— Start RECORD LIST —

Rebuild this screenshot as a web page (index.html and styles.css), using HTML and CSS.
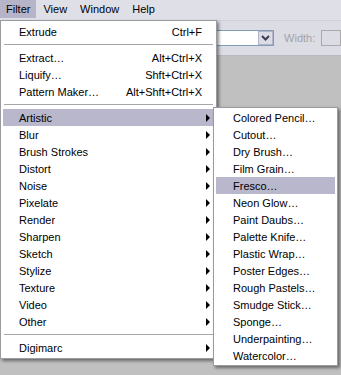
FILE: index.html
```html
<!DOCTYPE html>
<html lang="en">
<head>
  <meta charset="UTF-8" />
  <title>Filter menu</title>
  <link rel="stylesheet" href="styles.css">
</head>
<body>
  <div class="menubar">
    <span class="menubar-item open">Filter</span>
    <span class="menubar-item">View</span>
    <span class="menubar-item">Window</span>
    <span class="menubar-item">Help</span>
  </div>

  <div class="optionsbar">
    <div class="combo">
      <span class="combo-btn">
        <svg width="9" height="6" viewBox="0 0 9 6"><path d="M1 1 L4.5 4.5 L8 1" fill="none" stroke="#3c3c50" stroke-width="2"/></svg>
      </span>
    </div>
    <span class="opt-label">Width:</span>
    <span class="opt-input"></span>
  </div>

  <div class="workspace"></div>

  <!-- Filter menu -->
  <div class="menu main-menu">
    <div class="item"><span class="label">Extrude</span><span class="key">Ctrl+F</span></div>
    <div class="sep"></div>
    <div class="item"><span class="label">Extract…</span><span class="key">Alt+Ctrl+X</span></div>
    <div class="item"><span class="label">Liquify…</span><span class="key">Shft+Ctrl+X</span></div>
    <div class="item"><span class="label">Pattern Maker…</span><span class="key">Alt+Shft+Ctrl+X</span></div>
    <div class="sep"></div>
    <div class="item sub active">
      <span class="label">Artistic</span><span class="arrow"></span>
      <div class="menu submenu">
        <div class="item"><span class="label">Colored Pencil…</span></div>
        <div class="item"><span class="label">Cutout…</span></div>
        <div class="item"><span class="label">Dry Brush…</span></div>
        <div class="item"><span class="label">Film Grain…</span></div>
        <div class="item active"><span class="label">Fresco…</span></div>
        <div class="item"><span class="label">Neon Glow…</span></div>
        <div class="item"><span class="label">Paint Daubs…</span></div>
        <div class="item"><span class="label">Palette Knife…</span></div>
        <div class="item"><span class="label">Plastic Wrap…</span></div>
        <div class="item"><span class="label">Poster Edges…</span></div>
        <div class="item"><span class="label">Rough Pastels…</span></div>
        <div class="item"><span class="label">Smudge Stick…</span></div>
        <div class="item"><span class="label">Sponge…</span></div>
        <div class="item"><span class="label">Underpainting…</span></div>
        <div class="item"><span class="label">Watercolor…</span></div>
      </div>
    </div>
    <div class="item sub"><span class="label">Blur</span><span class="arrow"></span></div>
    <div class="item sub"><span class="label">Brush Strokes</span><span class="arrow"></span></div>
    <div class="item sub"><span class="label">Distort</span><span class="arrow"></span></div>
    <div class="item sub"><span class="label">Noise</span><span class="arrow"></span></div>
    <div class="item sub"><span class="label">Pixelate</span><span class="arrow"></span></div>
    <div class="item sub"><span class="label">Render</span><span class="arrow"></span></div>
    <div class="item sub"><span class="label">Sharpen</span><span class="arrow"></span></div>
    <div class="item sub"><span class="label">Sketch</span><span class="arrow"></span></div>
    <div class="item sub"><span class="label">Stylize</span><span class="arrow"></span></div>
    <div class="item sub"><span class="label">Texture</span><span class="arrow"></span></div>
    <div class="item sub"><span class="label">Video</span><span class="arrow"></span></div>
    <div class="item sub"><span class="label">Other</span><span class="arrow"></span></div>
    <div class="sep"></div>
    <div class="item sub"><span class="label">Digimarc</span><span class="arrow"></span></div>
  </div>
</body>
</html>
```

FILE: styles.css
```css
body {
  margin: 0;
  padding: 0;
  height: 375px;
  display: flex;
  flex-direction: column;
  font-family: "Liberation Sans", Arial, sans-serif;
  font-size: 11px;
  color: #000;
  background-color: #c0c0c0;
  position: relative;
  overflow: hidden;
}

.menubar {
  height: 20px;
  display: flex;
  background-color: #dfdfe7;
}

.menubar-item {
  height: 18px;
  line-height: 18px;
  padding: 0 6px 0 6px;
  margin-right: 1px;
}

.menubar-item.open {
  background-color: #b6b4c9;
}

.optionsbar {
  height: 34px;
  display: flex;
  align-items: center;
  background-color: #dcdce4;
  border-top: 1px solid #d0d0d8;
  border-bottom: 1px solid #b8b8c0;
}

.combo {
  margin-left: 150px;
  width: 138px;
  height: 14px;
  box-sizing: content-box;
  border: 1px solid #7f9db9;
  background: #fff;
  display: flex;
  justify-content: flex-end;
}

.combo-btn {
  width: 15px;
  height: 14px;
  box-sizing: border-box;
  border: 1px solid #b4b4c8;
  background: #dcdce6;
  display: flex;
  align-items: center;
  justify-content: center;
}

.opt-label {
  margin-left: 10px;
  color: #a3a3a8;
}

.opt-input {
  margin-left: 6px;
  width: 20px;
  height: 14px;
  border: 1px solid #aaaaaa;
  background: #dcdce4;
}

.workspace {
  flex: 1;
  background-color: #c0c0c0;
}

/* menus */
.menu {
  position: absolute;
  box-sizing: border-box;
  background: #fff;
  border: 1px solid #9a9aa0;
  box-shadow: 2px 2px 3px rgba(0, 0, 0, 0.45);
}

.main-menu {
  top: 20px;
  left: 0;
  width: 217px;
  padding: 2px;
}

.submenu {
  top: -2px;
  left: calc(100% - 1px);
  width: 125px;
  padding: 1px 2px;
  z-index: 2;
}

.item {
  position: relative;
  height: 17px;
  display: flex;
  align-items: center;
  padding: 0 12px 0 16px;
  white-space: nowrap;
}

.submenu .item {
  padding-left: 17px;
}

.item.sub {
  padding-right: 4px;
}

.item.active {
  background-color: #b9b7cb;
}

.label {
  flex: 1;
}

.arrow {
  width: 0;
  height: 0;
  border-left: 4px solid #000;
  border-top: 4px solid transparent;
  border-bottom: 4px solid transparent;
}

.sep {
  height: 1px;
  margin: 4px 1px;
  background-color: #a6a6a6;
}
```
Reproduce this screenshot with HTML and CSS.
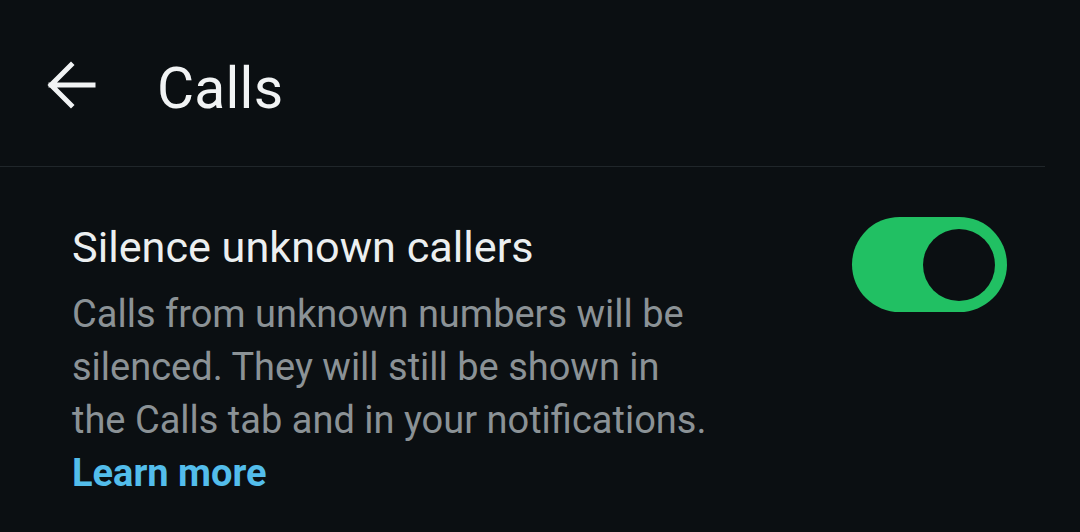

— End RECORD LIST —

Pull every line containing "index" out of the records.

Rebuild this screenshot as a web page (index.html and styles.css), using HTML and CSS.
FILE: index.html
  z-index: 2;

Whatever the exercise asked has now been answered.